Non-assertive people have anger behaviour which is repeatedly repressed. This inner anger builds up and up inside. Their response patterns make them destined to hurt themselves and not others. They are the quiet ones who put up with things as opposed to expressing their true feelings. This type of person out-numbers the aggressive type in society fourfold. The extremely non-assertive person is nothing less than a walking time bomb whose pressure valve will eventually lead to a massive ‘implosion’ (an explosion inside one’s mind and body) after too much anxiety, stress and pressure reaches the danger point.

When this happens, the body of the non-assertive person may become mentally unstable, suffer emotional disturbance or have a break down in extreme circumstances once the pressure point has been surpassed and they have ‘imploded’.

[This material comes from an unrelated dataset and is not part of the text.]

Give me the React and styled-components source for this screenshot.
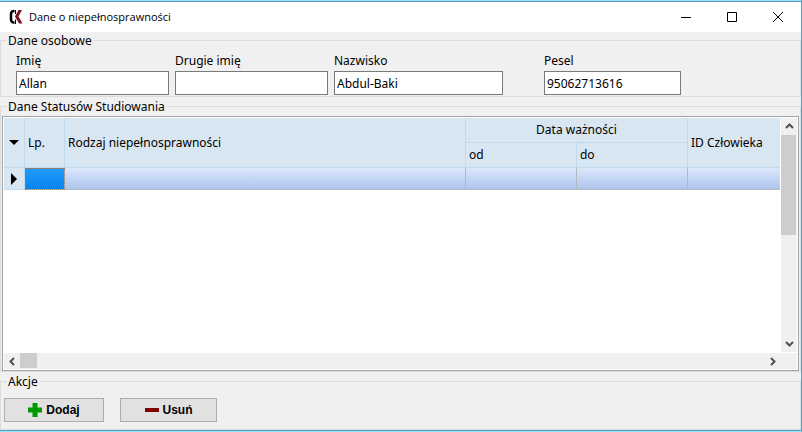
import React from "react";
import styled, { createGlobalStyle, css } from "styled-components";

const GlobalStyle = createGlobalStyle`
  *, *::before, *::after { box-sizing: border-box; }
  body {
    margin: 0;
    background: #f0f0f0;
    color: #000;
    font: 12px/16px "Noto Sans", Tahoma, sans-serif;
  }
  button, input { font: inherit; color: inherit; }
`;

const Window = styled.div`
  display: flex;
  flex-direction: column;
  min-height: 100vh;
  background: #f0f0f0;
  border: 1px solid #9fdcf4;
  border-right-color: #4ba3cf;
  border-left: 0;
  box-shadow: inset 0 -1px #4ba3cf;
`;

const TitleBar = styled.header`
  display: flex;
  align-items: center;
  height: 31px;
  padding-left: 8px;
  border-top: 1px solid #4d9fc8;
  background: #fff;
`;

const Title = styled.h1`
  flex: 1;
  margin: 0 0 0 5px;
  font: 11px/16px "Open Sans", "Segoe UI", sans-serif;
`;

const WindowButton = styled.button`
  display: grid;
  place-items: center;
  width: 46px;
  height: 30px;
  padding: 0;
  border: 0;
  background: transparent;
`;

const Group = styled.fieldset`
  display: flex;
  flex-direction: column;
  min-width: 0;
  margin: 0 0 1px;
  padding: 0;
  border: 1px solid #dcdcdc;
`;

const Legend = styled.legend`
  margin-left: 6px;
  padding: 0 2px 0 1px;
  line-height: 17px;
`;

const Fields = styled.div`
  display: flex;
  gap: 6px;
  padding: 4px 15px 1px;
`;

const Field = styled.div`
  display: flex;
  flex-direction: column;
  gap: 2px;
  width: ${(p) => p.$width}px;
  margin-left: ${(p) => (p.$apart ? "35px" : "0")};
`;

const TextInput = styled.input`
  width: 100%;
  height: 24px;
  padding: 0 2px;
  border: 1px solid #7a7a7a;
  border-radius: 0;
  background: #fff;
`;

const GridFrame = styled.div`
  display: grid;
  grid-template-columns: minmax(0, 1fr) 17px;
  grid-template-rows: minmax(0, 1fr) 16px;
  row-gap: 1px;
  min-height: 255px;
  margin: 1px 1px 0;
  padding: 1px;
  border: 1px solid #a0a4a8;
  background: #fff;
`;

const Table = styled.table`
  align-self: start;
  width: 100%;
  table-layout: fixed;
  border-collapse: separate;
  border-spacing: 0;
`;

const Col = styled.col`
  width: ${(p) => (p.$width ? `${p.$width}px` : "auto")};
`;

const HeadCell = styled.th`
  height: 25px;
  padding: 0 3px;
  border-right: ${(p) => (p.$last ? "0" : "1px solid #bfd9ee")};
  border-bottom: 1px solid #bfd9ee;
  background: #d8e6f1;
  font-weight: normal;
  text-align: ${(p) => (p.$center ? "center" : "left")};
`;

const Marker = styled.div`
  display: grid;
  place-items: center;
`;

const Cell = styled.td`
  height: 22px;
  padding: 0;
  border-right: ${(p) => (p.$last ? "0" : "1px solid #b0b8c4")};
  border-bottom: 1px solid #b4bccb;
  background: linear-gradient(#dce7fb, #adc5ec);
  ${(p) =>
    p.$selected &&
    css`
      background: linear-gradient(#219bfb, #0683ee);
      outline: 1px dotted #8a8070;
      outline-offset: -1px;
    `}
`;

const RowHead = styled.th`
  padding: 0;
  border-right: 1px solid #bfd9ee;
  border-bottom: 1px solid #bfd9ee;
  background: #d8e6f1;
`;

const ScrollBar = styled.div`
  display: flex;
  flex-direction: ${(p) => (p.$vertical ? "column" : "row")};
  background: #f0f0f0;
  ${(p) => p.$vertical && css`border-left: 1px solid #fff;`}
`;

const ScrollArrow = styled.button`
  display: grid;
  place-items: center;
  flex: none;
  width: 16px;
  height: 17px;
  padding: 0;
  border: 0;
  background: transparent;
`;

const Thumb = styled.div`
  flex: none;
  width: ${(p) => (p.$vertical ? "15px" : "17px")};
  height: ${(p) => (p.$vertical ? "100px" : "15px")};
  background: #cdcdcd;
`;

const Track = styled.div`
  flex: 1;
`;

const Corner = styled.div`
  background: #f0f0f0;
`;

const Actions = styled.div`
  display: flex;
  gap: 16px;
  padding: 8px 3px 7px;
`;

const ActionButton = styled.button`
  display: flex;
  align-items: center;
  justify-content: center;
  gap: 4px;
  width: ${(p) => p.$width}px;
  height: 24px;
  padding: 0;
  border: 1px solid #adadad;
  background: #e1e1e1;
  font: bold 12px/16px "Liberation Sans", Arial, sans-serif;
`;

const arrows = {
  up: "M1 6 L4.5 2.5 L8 6",
  down: "M1 3 L4.5 6.5 L8 3",
  left: "M6 1 L2.5 4.5 L6 8",
  right: "M3 1 L6.5 4.5 L3 8",
};

function Arrow({ direction, label }) {
  return (
    <ScrollArrow type="button" aria-label={label}>
      <svg width="9" height="9" viewBox="0 0 9 9" fill="none" stroke="#505050" strokeWidth="2">
        <path d={arrows[direction]} />
      </svg>
    </ScrollArrow>
  );
}

function Logo() {
  return (
    <svg width="16" height="16" viewBox="0 0 16 16" fill="none" aria-hidden="true">
      <path d="M6.500 2H5.500Q3 2.500 3 5V10.500Q3 13 5.500 13.500H6.500" stroke="#000" strokeWidth="2.500" />
      <path d="M7.500 1V5M7.500 10.500V15" stroke="#000" strokeWidth="1" />
      <path d="M10.500 1H14L10.500 7.500L14.500 14.500H11L7 7.500Z" fill="#7c1620" />
    </svg>
  );
}

const fields = [
  { id: "imie", label: "Imię", value: "Allan", width: 153 },
  { id: "drugie", label: "Drugie imię", value: "", width: 153 },
  { id: "nazwisko", label: "Nazwisko", value: "Abdul-Baki", width: 169 },
  { id: "pesel", label: "Pesel", value: "95062713616", width: 137, apart: true },
];

export default function App() {
  return (
    <>
      <GlobalStyle />
      <Window>
        <TitleBar>
          <Logo />
          <Title>Dane o niepełnosprawności</Title>
          <WindowButton type="button" aria-label="Minimalizuj">
            <svg width="12" height="12" stroke="#000"><path d="M1 6.500H11" /></svg>
          </WindowButton>
          <WindowButton type="button" aria-label="Maksymalizuj">
            <svg width="12" height="12" fill="none" stroke="#000"><path d="M1.500 1.500H10.500V10.500H1.500Z" /></svg>
          </WindowButton>
          <WindowButton type="button" aria-label="Zamknij">
            <svg width="12" height="12" stroke="#000"><path d="M1 1L11 11M11 1L1 11" /></svg>
          </WindowButton>
        </TitleBar>

        <Group>
          <Legend>Dane osobowe</Legend>
          <Fields>
            {fields.map((f) => (
              <Field key={f.id} $width={f.width} $apart={f.apart}>
                <label htmlFor={f.id}>{f.label}</label>
                <TextInput id={f.id} type="text" defaultValue={f.value} />
              </Field>
            ))}
          </Fields>
        </Group>

        <Group>
          <Legend>Dane Statusów Studiowania</Legend>
          <GridFrame>
            <Table>
              <colgroup>
                <Col $width={21} />
                <Col $width={40} />
                <Col />
                <Col $width={111} />
                <Col $width={111} />
                <Col $width={92} />
              </colgroup>
              <thead>
                <tr>
                  <HeadCell rowSpan={2}>
                    <Marker>
                      <svg width="10" height="5"><path d="M0 0H10L5 5Z" /></svg>
                    </Marker>
                  </HeadCell>
                  <HeadCell rowSpan={2}>Lp.</HeadCell>
                  <HeadCell rowSpan={2}>Rodzaj niepełnosprawności</HeadCell>
                  <HeadCell colSpan={2} $center>Data ważności</HeadCell>
                  <HeadCell rowSpan={2} $last>ID Człowieka</HeadCell>
                </tr>
                <tr>
                  <HeadCell>od</HeadCell>
                  <HeadCell>do</HeadCell>
                </tr>
              </thead>
              <tbody>
                <tr>
                  <RowHead scope="row">
                    <Marker>
                      <svg width="6" height="12"><path d="M0 0L6 6L0 12Z" /></svg>
                    </Marker>
                  </RowHead>
                  <Cell $selected />
                  <Cell />
                  <Cell />
                  <Cell />
                  <Cell $last />
                </tr>
              </tbody>
            </Table>
            <ScrollBar $vertical>
              <Arrow direction="up" label="Przewiń w górę" />
              <Thumb $vertical />
              <Track />
              <Arrow direction="down" label="Przewiń w dół" />
            </ScrollBar>
            <ScrollBar>
              <Arrow direction="left" label="Przewiń w lewo" />
              <Thumb />
              <Track />
              <Arrow direction="right" label="Przewiń w prawo" />
            </ScrollBar>
            <Corner />
          </GridFrame>
        </Group>

        <Group>
          <Legend>Akcje</Legend>
          <Actions>
            <ActionButton type="button" $width={100}>
              <svg width="14" height="14" fill="#009a00" aria-hidden="true">
                <path d="M4.500 0H9.500V4.500H14V9.500H9.500V14H4.500V9.500H0V4.500H4.500Z" />
              </svg>
              Dodaj
            </ActionButton>
            <ActionButton type="button" $width={97}>
              <svg width="14" height="14" fill="#800000" aria-hidden="true">
                <path d="M0 5H14V9H0Z" />
              </svg>
              Usuń
            </ActionButton>
          </Actions>
        </Group>
      </Window>
    </>
  );
}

These response-pattern types (who are decent folk in every respect), are often the ones on the six o’clock news who have a total breakdown and kill themselves, along with their entire family and the family pet for ‘no apparent reason’. When television and press reporters interview the neighbours after such a tragic and inexplicable offence, they usually discover that the person who committed such a grave act was a pillar of respectability in the community; the very nicest of individuals who were never known to have spoken ill of another!

Other and more common aspects of a person who never expresses outward anger are usually witnessed in their problem behaviours. Such can include being more likely to engage in or display depression, addiction to prescriptive pills or alcohol, eating disorders or even the shop-lifting of items they can afford and don’t even want.

These are just a few of my life experiences as a Probation Officer, Stress Management Consultant, Group Worker and Relaxation Trainer during my lifetime. That is why the song ‘Hurt’ is my chosen song to sing today.